Crise hydrique dans la ville ismaïlienne : Meknès face à sa soif
A Meknès, la crise de l'eau est appelée à durer. Si aujourd'hui, les coupures d'eau ne sont plus systématiques et la qualité d'eau s'est nettement améliorée, la situation reste fragile, notamment à l'approche de l'hiver.
D'ailleurs, les dernières précipitations du 29 novembre ont causé de légères dégradations de la qualité de l'eau et  ont provoqué des coupures. Actuellement, les Meknassis vivent  au rythme des coupures de cinq heures par jour et en alternance entre les quartiers.
Les fortes précipitations dégradent la qualité des eaux des sources Ribaa et Bittit et rendent l'eau de robinet " boueuse " et presque non potable.
Ce phénomène est devenu si récurrent, que chaque fois que les environs de la cité ismaïlienne connaissent des épisodes pluvieux, les Meknassis croisent les doigts et commencent à s'inquiéter sur leur approvisionnement continu en eau potable.
Cédées aux habitants de la ville par Feu Mohammed V depuis les années 40 du siècle dernier, les sources de Ribaa et Bittit contribuent à hauteur de 2000 à 2200 l/s à l'apprivoisement de la ville en eau potable. Elles sont gérées pour 40% de leur débit par la RADEM (Régie autonome de distribution d'eau et d'électricité de Meknès) qui ne bénéficie que de 630 l/s et le reste est réservé aux ayants droit.
Ces deux sources connaissent chaque année un fort taux de turbidité de l'eau suite aux fortes précipitations. Et du coup, la ville vit uniquement des quantités d'eau fournies par les forages de l'ONEP qui sont de l'ordre de 870 l/s, ce qui ne représente que 50% des besoins en eau de la cité, alors qu'ils sont de l'ordre de 1.600 l/s.
Pourtant, la ville ismaïlienne dispose d'un potentiel en eau énorme. Il est de près de 21.598 Mm3 des eaux superficielles générées au niveau de l'ensemble des bassins de la région et de 4.457 Mm3 des eaux souterraines.
Mais posséder les ressources ne suffit pas. Car si les Meknassis baignent littéralement dans l'eau, ils ont souvent un accès difficile à l'eau potable.
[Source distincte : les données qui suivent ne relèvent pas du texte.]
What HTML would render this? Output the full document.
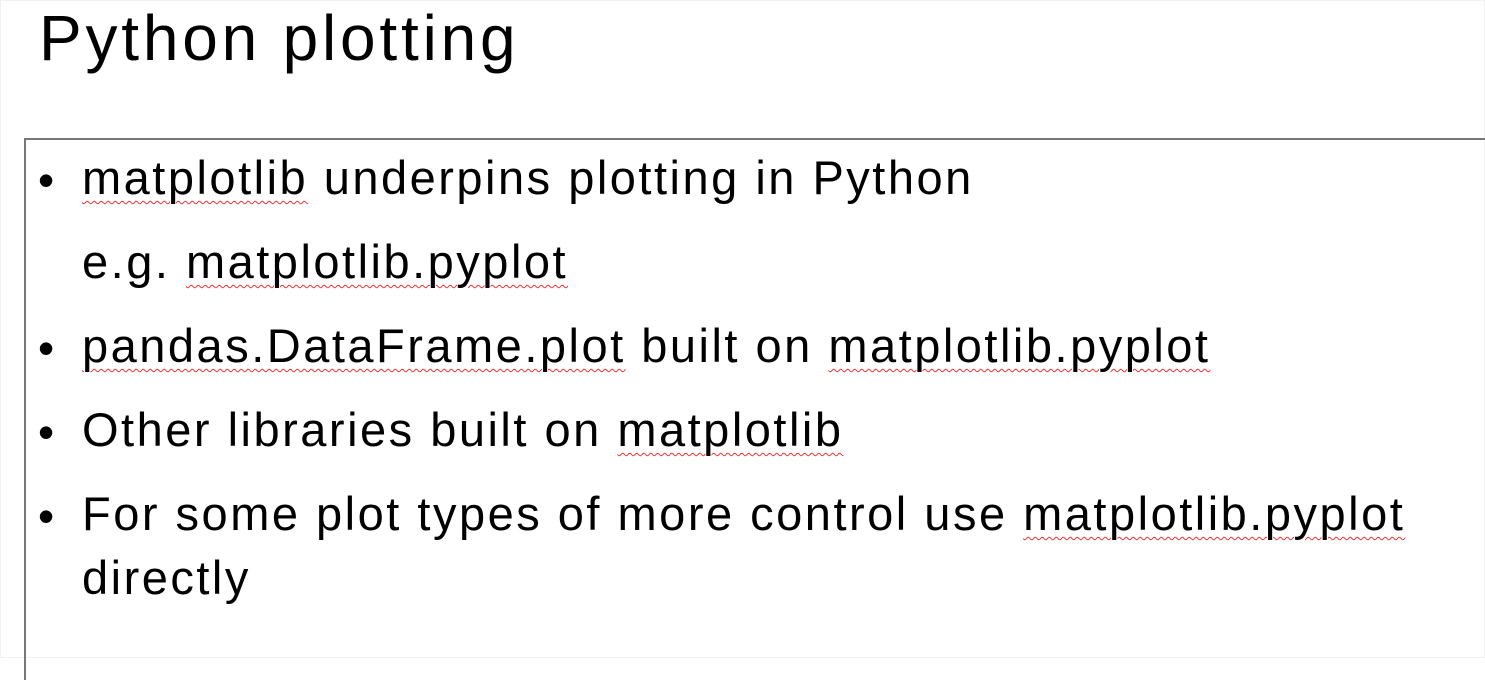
<!DOCTYPE html>
<html><head><meta charset="utf-8"><style>
html,body{margin:0;padding:0;background:#fff;}
body{width:1485px;height:658px;position:relative;overflow:hidden;font-family:"Liberation Sans","DejaVu Sans",sans-serif;color:#000;}
.frame{position:absolute;left:0;top:0;width:1483px;height:656px;border:1px solid #f0f0f0;}
h1{position:absolute;left:39px;top:-4px;margin:0;font-weight:normal;font-size:64px;line-height:84px;letter-spacing:3.8px;}
.box{position:absolute;left:24px;top:138px;width:1470px;height:540px;border-left:2px solid #777;border-top:2px solid #777;}
.l{position:absolute;left:82px;font-size:47px;line-height:60px;white-space:nowrap;letter-spacing:2.5px;}
.b{position:absolute;left:38px;font-size:46px;line-height:60px;}
u{text-decoration:underline wavy #e33;text-decoration-thickness:1px;text-underline-offset:6px;}
</style></head><body>
<div class="frame"></div>
<h1>Python plotting</h1>
<div class="box"></div>
<div class="b" style="top:150px">•</div>
<div class="l" style="top:148px"><u>matplotlib</u> underpins plotting in Python</div>
<div class="l" style="top:232px">e.g. <u>matplotlib.pyplot</u></div>
<div class="b" style="top:318px">•</div>
<div class="l" style="top:316px"><u>pandas.DataFrame.plot</u> built on <u>matplotlib.pyplot</u></div>
<div class="b" style="top:402px">•</div>
<div class="l" style="top:400px">Other libraries built on <u>matplotlib</u></div>
<div class="b" style="top:486px">•</div>
<div class="l" style="top:484px">For some plot types of more control use <u>matplotlib.pyplot</u></div>
<div class="l" style="top:548px">directly</div>
</body></html>
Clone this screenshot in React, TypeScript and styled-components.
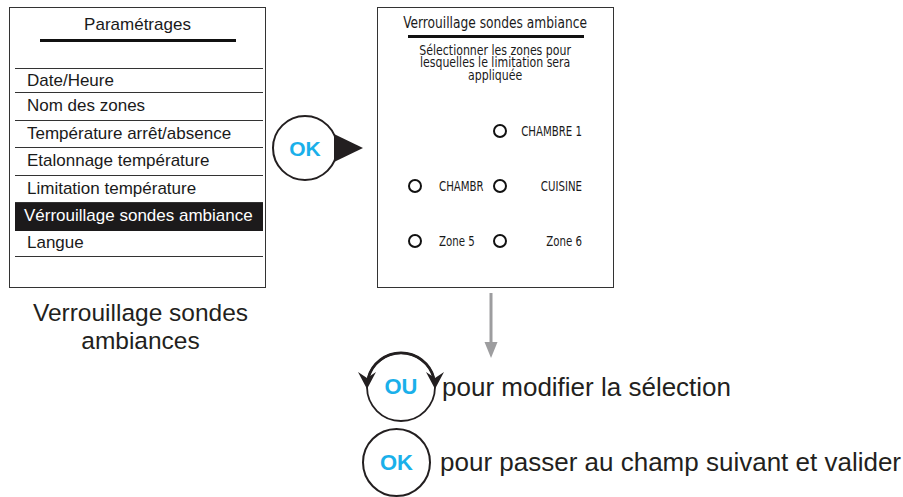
import styled, { createGlobalStyle } from 'styled-components';

const GlobalStyle = createGlobalStyle`
  html, body {
    margin: 0;
    padding: 0;
    background: #ffffff;
  }
  body {
    font-family: "Liberation Sans", Arial, sans-serif;
    color: #231f20;
  }
`;

const Page = styled.div`
  display: flex;
  align-items: flex-start;
  width: 903px;
  height: 497px;
  padding: 7px 0 0 9px;
  box-sizing: border-box;
  overflow: hidden;
`;

const LeftCol = styled.div`
  display: flex;
  flex-direction: column;
  width: 257px;
`;

const MenuPanel = styled.div`
  height: 281px;
  box-sizing: border-box;
  border: 1.5px solid #333;
  background: #fff;
  display: flex;
  flex-direction: column;
`;

const MenuTitle = styled.div`
  text-align: center;
  font-size: 17px;
  line-height: 20px;
  padding-top: 7px;
  color: #1a1a1a;
`;

const TitleRule = styled.div`
  width: 196px;
  height: 3px;
  background: #111;
  margin: 4px auto 0;
`;

const MenuList = styled.ul`
  list-style: none;
  margin: 26px 2px 0 5px;
  padding: 0;
  border-top: 1.5px solid #333;
`;

const MenuItem = styled.li<{ $active?: boolean }>`
  height: 27.5px;
  box-sizing: border-box;
  display: flex;
  align-items: center;
  padding-left: ${({ $active }) => ($active ? '9px' : '12px')};
  font-size: 17px;
  white-space: nowrap;
  color: ${({ $active }) => ($active ? '#fff' : '#1a1a1a')};
  background: ${({ $active }) => ($active ? '#1c1a1b' : 'transparent')};
  border-bottom: 1.5px solid ${({ $active }) => ($active ? '#1c1a1b' : '#333')};

  &:first-child {
    height: 24px;
  }
  &:last-child {
    height: 26px;
  }
`;

const Caption = styled.div`
  margin-top: 11px;
  text-align: center;
  font-size: 24.5px;
  line-height: 28px;
  padding-left: 6px;
`;

const RightCol = styled.div`
  display: flex;
  flex-direction: column;
  margin-left: 6px;
`;

const TopRow = styled.div`
  display: flex;
  align-items: flex-start;
`;

const OkPointer = styled.div`
  display: flex;
  align-items: center;
  margin-top: 108px;
`;

const RoundKey = styled.div<{ $size: number }>`
  width: ${({ $size }) => $size}px;
  height: ${({ $size }) => $size}px;
  box-sizing: border-box;
  border: 2.5px solid #231f20;
  border-radius: 50%;
  display: flex;
  align-items: center;
  justify-content: center;
  background: #fff;
  flex-shrink: 0;
`;

const KeyLabel = styled.span<{ $size?: number }>`
  font-family: "Liberation Sans", Arial, sans-serif;
  font-weight: 700;
  font-size: ${({ $size }) => $size ?? 21}px;
  color: #1ab0ea;
  line-height: 1;
`;

const Pointer = styled.div`
  width: 0;
  height: 0;
  border-top: 14px solid transparent;
  border-bottom: 14px solid transparent;
  border-left: 29px solid #231f20;
  margin-left: -4px;
`;

const ScreenPanel = styled.div`
  width: 237px;
  height: 281px;
  box-sizing: border-box;
  margin-left: 14px;
  border: 1.5px solid #333;
  background: #fff;
  display: flex;
  flex-direction: column;
  align-items: center;
  font-family: "DejaVu Sans Condensed", "DejaVu Sans", sans-serif;
  font-stretch: condensed;
  color: #1a1a1a;
`;

const ScreenTitle = styled.div`
  font-size: 16px;
  line-height: 18px;
  margin-top: 6px;
  white-space: nowrap;
  transform: scaleX(0.85);
`;

const ScreenRule = styled.div`
  width: 176px;
  height: 2.5px;
  background: #111;
  margin-top: 3px;
`;

const ScreenHint = styled.div`
  font-size: 14px;
  line-height: 12.5px;
  text-align: center;
  margin-top: 6px;
  white-space: nowrap;
  transform: scaleX(0.87);
`;

const ZoneGrid = styled.div`
  align-self: stretch;
  display: grid;
  grid-template-columns: 85px 89px;
  grid-auto-rows: 55px;
  padding-left: 30px;
  margin-top: 22px;
`;

const ZoneCell = styled.div<{ $col: number; $row: number }>`
  grid-column: ${({ $col }) => $col};
  grid-row: ${({ $row }) => $row};
  display: flex;
  align-items: center;
`;

const Radio = styled.span`
  width: 14px;
  height: 14px;
  box-sizing: border-box;
  border: 2.3px solid #111;
  border-radius: 50%;
  flex-shrink: 0;
`;

const ZoneName = styled.span<{ $right?: boolean }>`
  font-size: 13.5px;
  white-space: nowrap;
  overflow: hidden;
  ${({ $right }) =>
    $right
      ? 'flex: 1; text-align: right; transform: scaleX(0.84); transform-origin: right center;'
      : 'width: 53px; flex-shrink: 0; margin-left: 17px; transform: scaleX(0.84); transform-origin: left center;'}
`;

const DownArrow = styled.svg`
  margin: 5px 0 0 212px;
  display: block;
`;

const Steps = styled.div`
  display: flex;
  flex-direction: column;
  gap: 5px;
  margin: -7px 0 0 90px;
`;

const Step = styled.div`
  display: flex;
  align-items: center;
  white-space: nowrap;
`;

const CycleKey = styled.div`
  position: relative;
  width: 76px;
  height: 72px;
  margin-left: 1px;
  display: flex;
  align-items: center;
  justify-content: center;
  flex-shrink: 0;

  svg {
    position: absolute;
    inset: 0;
    overflow: visible;
  }
`;

const StepText = styled.span<{ $gap: number }>`
  font-size: 26px;
  margin-left: ${({ $gap }) => $gap}px;
  color: #231f20;
`;

const zones = [
  { name: 'CHAMBRE 1', col: 2, row: 1 },
  { name: 'CHAMBRE 2', col: 1, row: 2 },
  { name: 'CUISINE', col: 2, row: 2 },
  { name: 'Zone 5', col: 1, row: 3 },
  { name: 'Zone 6', col: 2, row: 3 },
];

const menu = [
  'Date/Heure',
  'Nom des zones',
  'Température arrêt/absence',
  'Etalonnage température',
  'Limitation température',
  'Vérrouillage sondes ambiance',
  'Langue',
];

export default function App() {
  return (
    <>
      <GlobalStyle />
      <Page>
        <LeftCol>
          <MenuPanel>
            <MenuTitle>Paramétrages</MenuTitle>
            <TitleRule />
            <MenuList>
              {menu.map((item, i) => (
                <MenuItem key={item} $active={i === 5}>
                  {item}
                </MenuItem>
              ))}
            </MenuList>
          </MenuPanel>
          <Caption>
            Verrouillage sondes
            <br />
            ambiances
          </Caption>
        </LeftCol>

        <RightCol>
          <TopRow>
            <OkPointer>
              <RoundKey $size={66}>
                <KeyLabel>OK</KeyLabel>
              </RoundKey>
              <Pointer />
            </OkPointer>

            <ScreenPanel>
              <ScreenTitle>Verrouillage sondes ambiance</ScreenTitle>
              <ScreenRule />
              <ScreenHint>
                Sélectionner les zones pour
                <br />
                lesquelles le limitation sera
                <br />
                appliquée
              </ScreenHint>
              <ZoneGrid>
                {zones.map((z) => (
                  <ZoneCell key={z.name} $col={z.col} $row={z.row}>
                    <Radio />
                    <ZoneName $right={z.col === 2}>{z.name}</ZoneName>
                  </ZoneCell>
                ))}
              </ZoneGrid>
            </ScreenPanel>
          </TopRow>

          <DownArrow width="14" height="65" viewBox="0 0 14 65">
            <line x1="7" y1="0" x2="7" y2="52" stroke="#9d9d9f" strokeWidth="3" />
            <polygon points="0.5,49 13.5,49 7,65" fill="#9d9d9f" />
          </DownArrow>

          <Steps>
            <Step>
              <CycleKey>
                <svg width="76" height="72" viewBox="0 0 76 72">
                  <circle cx="38" cy="36" r="34" fill="none" stroke="#231f20" strokeWidth="1.8" />
                  <path d="M5.2 27 A34 34 0 0 1 70.8 27" fill="none" stroke="#231f20" strokeWidth="2.8" />
                  <path d="M-5 21 L4 38 L13 21 L4 27 Z" fill="#231f20" />
                  <path d="M63 21 L72 38 L81 21 L72 27 Z" fill="#231f20" />
                </svg>
                <KeyLabel $size={22}>OU</KeyLabel>
              </CycleKey>
              <StepText $gap={3}>pour modifier la sélection</StepText>
            </Step>
            <Step>
              <RoundKey $size={69}>
                <KeyLabel $size={22}>OK</KeyLabel>
              </RoundKey>
              <StepText $gap={9}>pour passer au champ suivant et valider</StepText>
            </Step>
          </Steps>
        </RightCol>
      </Page>
    </>
  );
}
La diminution des ressources, l'agriculture, la pollution, l'extension de la ville ne peuvent pas être seules incriminées : il faut prendre en compte tous les éléments du système, de la ressource aux pratiques locales en passant par les acteurs du partage de l'eau, nous a affirmé Hamid Aghbani, coordinateur du Rassemblement des partis de gauche à Meknès (RPGM).
Pour lui, la crise de l'eau dans la ville est structurelle et ne date pas d'aujourd'hui ; elle remonte au milieu des années 80 et 90. Elle est la conséquence directe de la domination des enjeux politiques locaux sur les logiques économique, sanitaire, et sur les exigences techniques.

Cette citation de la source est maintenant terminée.